Using VR to Creatively Enhance Biofeedback Treatments

Joshua Yang
Extended Reality @ Berkeley
4 min readFeb 4, 2019

Clinical biofeedback has proven to be an effective way of treating anxiety, depression, and other disorders, and VR could help that even more by providing further immersive biofeedback visualizations. Scientific literature have shown that using tools such as temperature monitors and heart rate monitors to display a patient’s bodily functions in hopes of training patients to control these functions has helped the patient alleviate many of these disorders through repeated practice. Furthermore, a study done by the psychology department of Università Cattolica del Sacro Cuore showed that adding VR tools to this treatment helped patients better and faster learn relaxation techniques, resulting in more effective treatment.

These findings caught our attention, and as aspiring VR developers, we wanted to take biofeedback and enhance it creatively and effectively using the new paradigms of user-interaction and immersion that VR introduces. In Fall of 2018, we began forming a team to work with SDKs for EEGs and ECGs that integrate into the Unity game engine. With a combination of students with backgrounds in animation, VR development, and machine learning, we developed a minimal viable product, a VR game that utilizes the users’ EEG brain waves as a mode of control. This MVP works with the Oculus Rift, and uses the Muse headband, a highly portable consumer EEG device, to achieve these mappings.

A snapshot of our MVP, which utilizes users’ EEG data to control the tilt of a watering can in order to water a growing flower.

Throughout repeated testing, we have demonstrated progress at showcase events to gain additional feedback from users and learn about current bugs within our product.

In Fall 2019, we created a new MVP and explored other ways to bring biofeedback to VR. Muse had recently pulled support for their developer SDK and our team was eager to explore other sensors we could integrate into our application. We also wanted to find a creative solution for relaxation exercises that could be done without any external sensors.

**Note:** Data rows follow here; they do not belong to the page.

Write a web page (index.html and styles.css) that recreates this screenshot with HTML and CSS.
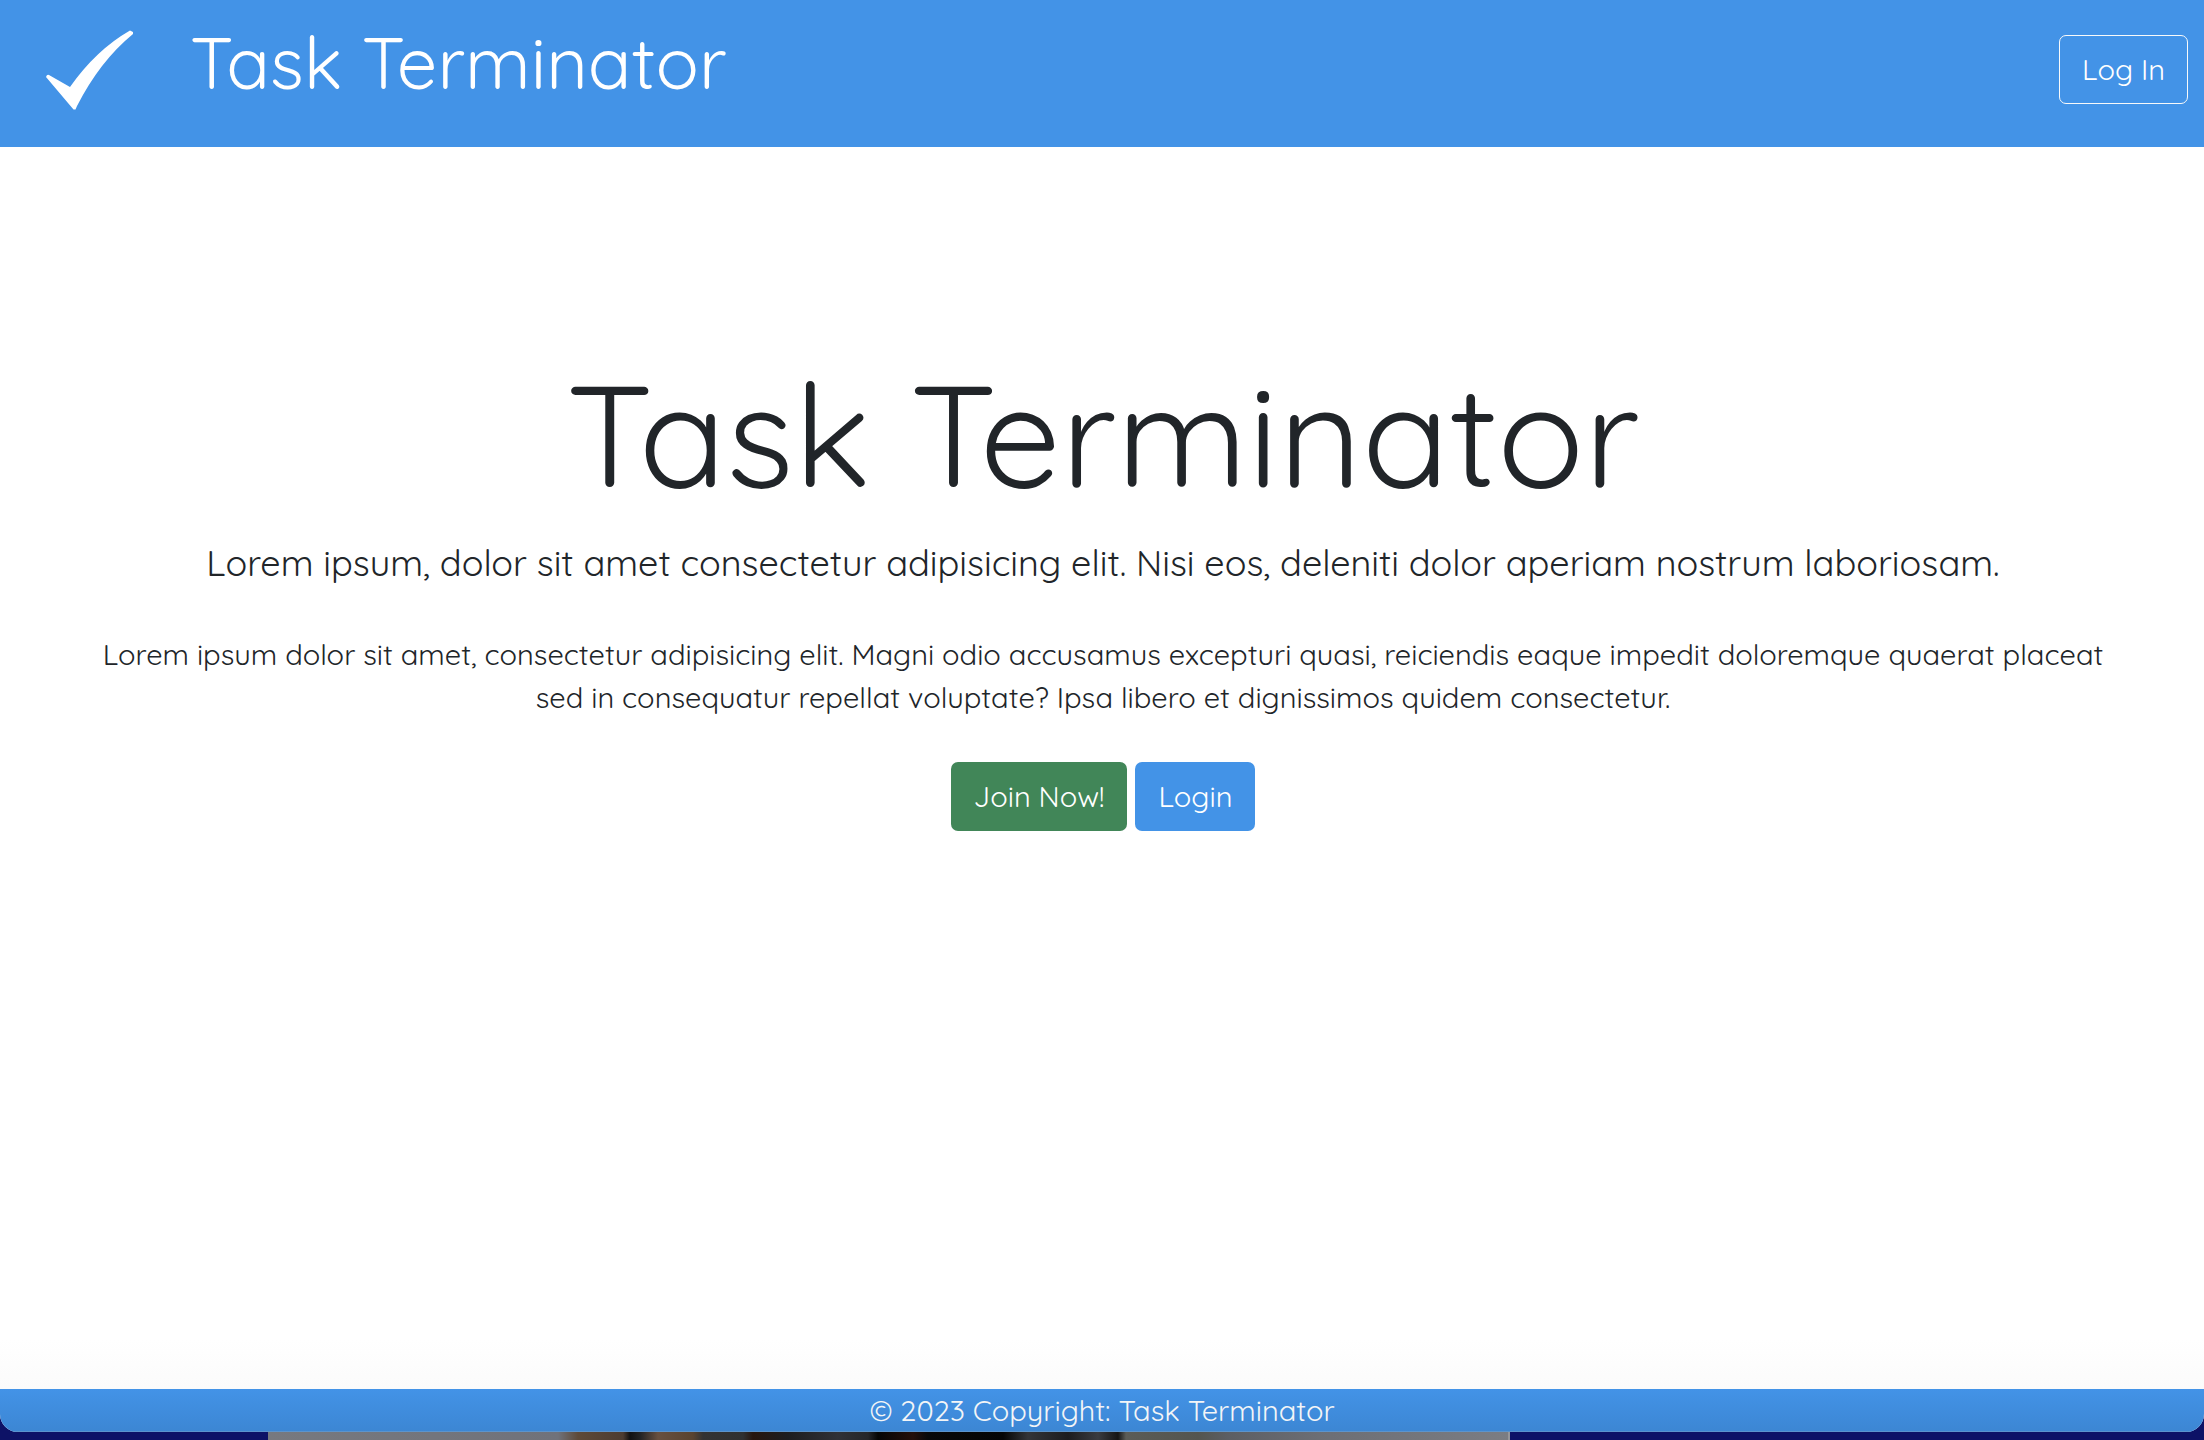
FILE: index.html
```html
<!DOCTYPE html>
<html lang="en">
<head>
  <meta charset="utf-8">
  <meta name="viewport" content="width=device-width, initial-scale=1">
  <title>Task Terminator</title>
  <link rel="stylesheet" href="styles.css">
</head>
<body>
  <div class="window">
    <header class="navbar">
      <a class="brand" href="#">
        <svg class="brand-icon" viewBox="0 0 88 80" aria-hidden="true">
          <path d="M0 47 Q1 44 3 45 L24 57 Q50 20 84 .5 L87 2 L87 4 Q54 31 31 76 L29.500 79.500 L27.500 79.500 Z" fill="#fff"/>
        </svg>
        <span class="brand-name">Task Terminator</span>
      </a>
      <button class="btn btn-outline" type="button">Log In</button>
    </header>
    <main class="hero">
      <h1 class="hero-title">Task Terminator</h1>
      <p class="hero-lead">Lorem ipsum, dolor sit amet consectetur adipisicing elit. Nisi eos, deleniti dolor aperiam nostrum laboriosam.</p>
      <p class="hero-text">Lorem ipsum dolor sit amet, consectetur adipisicing elit. Magni odio accusamus excepturi quasi, reiciendis eaque impedit doloremque quaerat placeat sed in consequatur repellat voluptate? Ipsa libero et dignissimos quidem consectetur.</p>
      <div class="hero-actions">
        <button class="btn btn-success" type="button">Join Now!</button>
        <button class="btn btn-primary" type="button">Login</button>
      </div>
    </main>
    <footer class="footer">© 2023 Copyright: Task Terminator</footer>
  </div>
  <div class="desktop"><div class="photo"></div></div>
</body>
</html>
```
FILE: styles.css
```css
* { box-sizing: border-box; }

body {
  margin: 0;
  min-height: 100vh;
  display: flex;
  flex-direction: column;
  background: #0d1266;
  color: #212529;
  font-family: Quicksand, Lato, sans-serif;
  font-size: 29px;
  line-height: 43px;
}

.window {
  flex: 1;
  display: flex;
  flex-direction: column;
  overflow: hidden;
  background: #fff;
  border-radius: 0 0 18px 18px;
}

.navbar {
  display: flex;
  justify-content: space-between;
  align-items: flex-start;
  padding: 30px 16px 37px 46px;
  background: #4393e7;
}

.brand {
  display: flex;
  gap: 56px;
  color: #fff;
  text-decoration: none;
}

.brand-icon { width: 88px; height: 80px; }

.brand-name { font-size: 72px; line-height: 64px; }

.btn {
  height: 69px;
  padding: 0 22px;
  border: 1px solid transparent;
  border-radius: 7px;
  color: #fff;
  font: inherit;
}

.btn-outline {
  margin-top: 5px;
  border-color: #f8f9fa;
  background: transparent;
}

.btn-success { background: #418658; }
.btn-primary { background: #4393e7; }

.hero {
  flex: 1;
  padding: 199px 100px 0 102px;
  text-align: center;
  background: linear-gradient(to top, #fbfbfb, #fff 50px);
}

.hero-title {
  margin: 0 0 16px;
  font-size: 144px;
  font-weight: 400;
  line-height: 174px;
}

.hero-lead {
  margin: 0 0 43px;
  font-size: 36px;
  line-height: 54px;
}

.hero-text { margin: 0 0 43px; }

.hero-actions {
  display: flex;
  justify-content: center;
  gap: 8px;
}

.footer {
  color: #f3f5f7;
  text-align: center;
  background: linear-gradient(#4393e7, #3c86d3);
  box-shadow: inset 0 -1px #5c94cc;
}

.desktop {
  height: 8px;
  padding: 0 694px 0 268px;
}

.photo {
  height: 100%;
  border-right: 2px solid #96979b;
  background: linear-gradient(to right, #77797f 0, #70727a 290px, #5e4a38 310px, #4d3c30 355px, #111 362px, #222 372px, #68503f 390px, #59432f 425px, #333 435px, #303030 475px, #27160e 485px, #1d1d1f 520px, #303136 570px, #25262a 600px, #050505 610px, #240f0a 645px, #080808 660px, #050505 735px, #333438 760px, #1c1c1f 800px, #3a3b3f 830px, #151515 850px, #5b5c56 858px, #54554f 930px, #5c5e63 960px, #6c6e74 1050px, #7b7d83 100%);
}
```
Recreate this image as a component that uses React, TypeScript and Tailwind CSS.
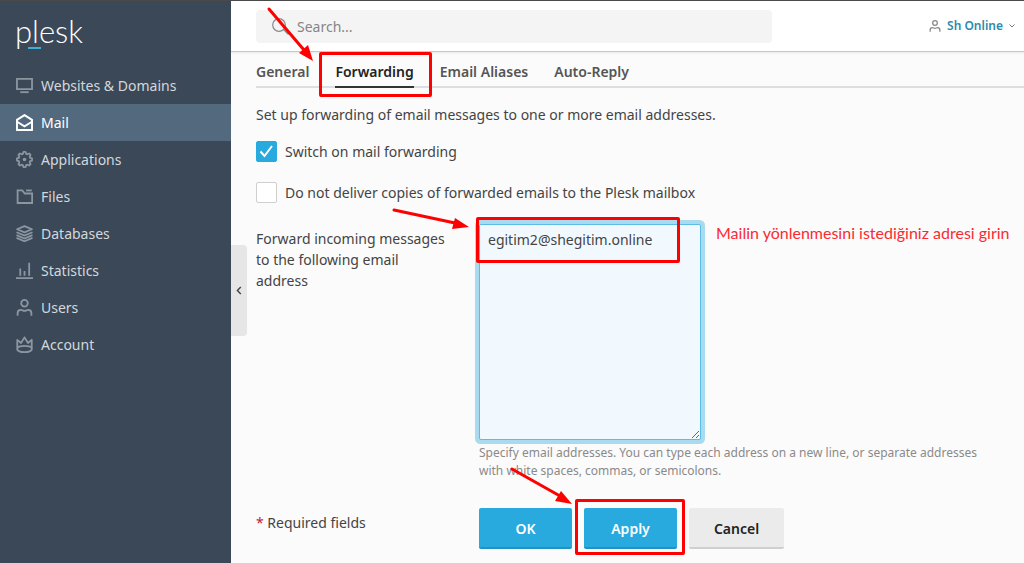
import React, { useState } from 'react';
import clsx from 'clsx';

type IconProps = { className?: string };

const Svg: React.FC<IconProps & { children: React.ReactNode }> = ({ className = 'size-[17px]', children }) => (
  <svg viewBox="0 0 16 16" className={className} fill="none" stroke="currentColor" strokeWidth="1.7" aria-hidden="true">
    {children}
  </svg>
);

const ScreenIcon = () => (
  <Svg>
    <path d="M.9 1.700h14.200v9.800H.9z" />
    <path d="M4 14.300h8" />
  </Svg>
);

const MailIcon = () => (
  <Svg>
    <path d="M.9 5.600 8 1l7.100 4.600v9.500H.9z" strokeLinejoin="round" strokeWidth="1.900" />
    <path d="m1 7.300 7 4.300 7-4.300" strokeWidth="1.900" />
  </Svg>
);

const GearIcon = () => (
  <Svg>
    <path d="m6.400 2.700.6-1.800h2l.6 1.800 1 .4 1.700-.8 1.400 1.400-.8 1.700.4 1 1.800.6v2l-1.800.6-.4 1 .8 1.700-1.400 1.400-1.700-.8-1 .4-.6 1.800H7l-.6-1.800-1-.4-1.700.8-1.400-1.400.8-1.700-.4-1L.9 9V7l1.800-.6.4-1-.8-1.700 1.400-1.400 1.700.8z" strokeLinejoin="round" />
    <circle cx="8" cy="8" r="1.700" fill="currentColor" stroke="none" />
  </Svg>
);

const FolderIcon = () => (
  <Svg>
    <path d="M1.500 2.300h4.400l2.400 2.900h6.900v8.900H1.500z" />
    <path d="M9.500 2.300h5.300" />
  </Svg>
);

const LayersIcon = () => (
  <Svg>
    <path d="M8 1 15 4 8 7 1 4z" strokeLinejoin="round" />
    <path d="m.5 6.800 7.500 3.200 7.500-3.200M.5 9.500 8 12.700l7.500-3.200M.5 12.100 8 15.300l7.500-3.200" />
  </Svg>
);

const ChartIcon = () => (
  <Svg>
    <path d="M0 15.200h16M4 13V6.200M8 13V8.500M12.400 13V.8" />
  </Svg>
);

const UserIcon: React.FC<IconProps> = ({ className }) => (
  <Svg className={className}>
    <circle cx="8" cy="4" r="3.100" />
    <path d="M1.500 15.800v-2.300c0-2 1.300-3.200 3-3.200 1.400 0 2 .8 3.500.8s2.100-.8 3.500-.8c1.700 0 3 1.200 3 3.200v2.300" />
  </Svg>
);

const CrownIcon = () => (
  <Svg>
    <path d="M1.200 13V3.600l3.500 3L8 1.300l3.300 5.300 3.500-3V13c-1.800 3-11.800 3-13.600 0z" strokeLinejoin="round" />
    <path d="M1.200 11.300c2.300-2.600 11.300-2.600 13.600 0" />
  </Svg>
);

const navItems = [
  { label: 'Websites & Domains', Icon: ScreenIcon },
  { label: 'Mail', Icon: MailIcon, active: true },
  { label: 'Applications', Icon: GearIcon },
  { label: 'Files', Icon: FolderIcon },
  { label: 'Databases', Icon: LayersIcon },
  { label: 'Statistics', Icon: ChartIcon },
  { label: 'Users', Icon: UserIcon },
  { label: 'Account', Icon: CrownIcon },
];

const tabs = ['General', 'Forwarding', 'Email Aliases', 'Auto-Reply'];

/* red frame and arrow drawn over the part it points at */
const Frame: React.FC<{ className: string }> = ({ className }) => (
  <span className={clsx('absolute rounded-xs border-3 border-[#fe0000] pointer-events-none z-10', className)} />
);

const Arrow: React.FC<{ className: string; w: number; h: number; line: string; head: string }> = ({ className, w, h, line, head }) => (
  <svg viewBox={`0 0 ${w} ${h}`} width={w} height={h} className={clsx('absolute pointer-events-none z-10 max-w-none', className)} aria-hidden="true">
    <path d={line} stroke="#fe0000" strokeWidth="3" strokeLinecap="round" />
    <path d={head} fill="#fe0000" />
  </svg>
);

const Sidebar = () => (
  <aside className="relative w-[231px] shrink-0 bg-[#3a4858]">
    <a href="#" className="relative ml-[15px] mt-[10px] flex h-10 w-fit items-center font-['Lato',sans-serif] text-[31px] font-light text-white">
      plesk
      <span className="absolute left-[13px] top-[36px] h-[2px] w-[13px] bg-[#3fb0d3]" />
    </a>
    <nav className="mt-4">
      {navItems.map(({ label, Icon, active }) => (
        <a
          key={label}
          href="#"
          className={clsx(
            'flex h-[37px] items-center gap-2 pl-4',
            active ? 'bg-[#53697d] text-white' : 'text-[#d3d8dc]'
          )}
        >
          <span className={active ? 'text-white' : 'text-[#8c96a0]'}>
            <Icon />
          </span>
          {label}
        </a>
      ))}
    </nav>
    <button type="button" aria-label="Collapse menu" className="absolute left-full top-[244px] flex h-[91px] w-4 items-center justify-center rounded-r bg-[#e6e6e6]">
      <svg viewBox="0 0 6 10" className="h-[9px] w-[6px]" fill="none" stroke="#444" strokeWidth="1.600">
        <path d="M5 1 1.200 5 5 9" />
      </svg>
    </button>
  </aside>
);

const Header = () => (
  <header className="flex h-[51px] items-center justify-between border-b border-[#c8c8c8] bg-white pl-[25px] pr-[9px] shadow-[0_1px_2px_rgba(0,0,0,0.08)]">
    <label className="flex h-[33px] max-w-[516px] flex-1 items-center gap-2 rounded bg-[#f4f4f4] pl-4">
      <svg viewBox="0 0 17 17" className="size-[17px]" fill="none" stroke="#888" strokeWidth="1.200" aria-hidden="true">
        <circle cx="7" cy="7" r="6.300" />
        <path d="m11.500 11.500 5 5" />
      </svg>
      <input type="search" aria-label="Search" placeholder="Search..." className="min-w-0 flex-1 bg-transparent outline-none placeholder:text-[#858585]" />
    </label>
    <button type="button" className="flex items-center gap-[6px] text-xs font-semibold text-[#2b8bab]">
      <span className="text-[#888]">
        <UserIcon className="size-3" />
      </span>
      Sh Online
      <svg viewBox="0 0 6 4" className="h-[4px] w-[6px]" fill="none" stroke="#777" aria-hidden="true">
        <path d="m.5.500 2.500 2.500L5.500.5" />
      </svg>
    </button>
  </header>
);

const CheckRow: React.FC<{ label: string; checked: boolean; onChange: (v: boolean) => void }> = ({ label, checked, onChange }) => (
  <label className="flex w-fit items-center gap-2">
    <span className="relative flex size-[21px]">
      <input
        type="checkbox"
        checked={checked}
        onChange={e => onChange(e.target.checked)}
        className="size-[21px] appearance-none rounded-xs border border-[#cfcfcf] bg-white checked:border-[#28aade] checked:bg-[#28aade]"
      />
      {checked && (
        <svg viewBox="0 0 21 21" className="pointer-events-none absolute inset-0" fill="none" stroke="#fff" strokeWidth="2" aria-hidden="true">
          <path d="m4.500 10.500 4 4.500L16 5" />
        </svg>
      )}
    </span>
    {label}
  </label>
);

export default function App() {
  const [forwarding, setForwarding] = useState(true);
  const [noCopies, setNoCopies] = useState(false);
  const [addresses, setAddresses] = useState('egitim2@shegitim.online');

  return (
    <div className="flex min-h-screen overflow-hidden border-t border-[#4a4a4a] bg-[#fbfbfb] font-['Noto_Sans','Open_Sans',sans-serif] text-sm leading-[21px] text-[#444]">
      <Sidebar />
      <div className="min-w-0 flex-1">
        <Header />
        <main className="pl-[25px]">
          {/* Tabs */}
          <nav className="flex gap-[26px] border-b-2 border-[#dedede] pt-[9px] font-semibold text-[#555]">
            {tabs.map(tab => (
              <a
                key={tab}
                href="#"
                className={clsx('relative -mb-[2px] border-b-2 pb-1', tab === 'Forwarding' ? 'border-[#333] text-[#222]' : 'border-transparent')}
              >
                {tab}
                {tab === 'Forwarding' && (
                  <>
                    <Frame className="-left-4 -right-[18px] -top-[9px] -bottom-[11px]" />
                    <Arrow className="-left-[69px] -top-[56px]" w={50} h={58} line="M3 4 38 45" head="M47 56 33 48l9-8z" />
                  </>
                )}
              </a>
            ))}
          </nav>

          <form onSubmit={e => e.preventDefault()}>
            <p className="mt-4">Set up forwarding of email messages to one or more email addresses.</p>
            <div className="mt-4 flex flex-col gap-5">
              <CheckRow label="Switch on mail forwarding" checked={forwarding} onChange={setForwarding} />
              <CheckRow label="Do not deliver copies of forwarded emails to the Plesk mailbox" checked={noCopies} onChange={setNoCopies} />
            </div>

            <div className="mt-[21px] flex">
              <label htmlFor="addresses" className="w-[223px] shrink-0 pr-7 pt-1">
                Forward incoming messages to the following email address
              </label>
              <div className="min-w-0 flex-1">
                <div className="relative flex gap-[15px]">
                  <textarea
                    id="addresses"
                    value={addresses}
                    onChange={e => setAddresses(e.target.value)}
                    className="block h-[216px] w-[222px] shrink-0 rounded-xs border border-[#5bbce5] bg-[#f1f9ff] px-2 py-1 shadow-[0_0_0_4px_#a8dbf0] outline-none"
                  />
                  <Frame className="-left-[3px] -top-[7px] h-[46px] w-[204px]" />
                  <Arrow className="-left-[88px] -top-[18px]" w={80} h={26} line="M3 4 64 17" head="M78 21 61 23l3-11z" />
                  <p className="-mt-[2px] font-['Lato',sans-serif] text-base leading-[21px] text-[#fb2a32]">Mailin yönlenmesini istediğiniz adresi girin</p>
                </div>
                <p className="mt-1 pr-6 text-xs leading-[18px] text-[#8a8a8a]">
                  Specify email addresses. You can type each address on a new line, or separate addresses with white spaces, commas, or semicolons.
                </p>
              </div>
            </div>

            <div className="mt-7 flex items-start pb-3 font-semibold">
              <p className="w-[223px] shrink-0 pt-1 font-normal">
                <span className="text-[#c4183c]">*</span> Required fields
              </p>
              <div className="flex gap-3">
                <button type="submit" className="h-[41px] w-[93px] rounded-xs border-b-2 border-[#2193c3] bg-[#28aade] pt-px text-white">OK</button>
                <span className="relative">
                  <button type="button" className="h-[41px] w-[93px] rounded-xs border-b-2 border-[#2193c3] bg-[#28aade] pt-px text-white">Apply</button>
                  <Frame className="-left-[9px] -right-2 -top-[9px] -bottom-[6px]" />
                  <Arrow className="-left-[76px] -top-[43px]" w={66} h={42} line="M4 4 52 31" head="M64 39 47 36l6-10z" />
                </span>
                <button type="button" className="h-[41px] w-[95px] rounded-xs border-b-2 border-[#cfcfcf] bg-[#ebebeb] pt-px text-[#222]">Cancel</button>
              </div>
            </div>
          </form>
        </main>
      </div>
    </div>
  );
}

Our team had already faced many difficulties trying to integrate bluetooth sensors into our first MVP so we decided to use an Arduino heart rate monitor (HRM) to expedite our progress. Furthermore, to make our game playable without any external sensors, our team made use of the Oculus Touch controllers, using them as a makeshift breathing band. By having users place their controllers on their diaphragm area, we could provide feedback based on the expansion and contraction of users’ diaphragm while they engage in deep breathing. We also built a new environment with a darker, nighttime environment to reduce eye strain on users.

One iteration of our second MVP, where the user conducts a breathing and yoga-esque exercise to decrease heart rate and grow a sacred tree.

We had the opportunity to submit a vertical slice of this new project to the Oculus Launch Pad program. As part of the 2020 cohort of ~100 talented VR developers and artists, we presented our project to Oculus, and got some positive feedback, especially on our controller breathing band idea.

Claudia Korea and Joshua Yang presenting on our vertical slice at Facebook headquarters in Menlo Park, CA.

Currently, our team is expanding our second MVP into Blossom VR, a biofeedback relaxation game that has support for the Apple Watch as a heart rate biosensor.

An image from our Instagram that describes Blossom VR, which will be released on the Oculus store in 2021.

After collecting user-tester biosensor data, we would like to utilize our findings to increase the effectiveness of Blossom VR and integrate new mappings of our data to the virtual environment. Some ideas are to map data to spatial audio, and affect how fast time passes in a virtual environment.

As the application evolves and becomes more effective and polished, our team would also love to make a consumer-friendly version of our game that could run on not only Oculus Rift/HTC Vive, but also mobile phones in VR or in AR. Although these goals require further development, they could be important steps to take as a consumer application could help people who aren’t comfortable going through clinical treatment with their mental and physical issues.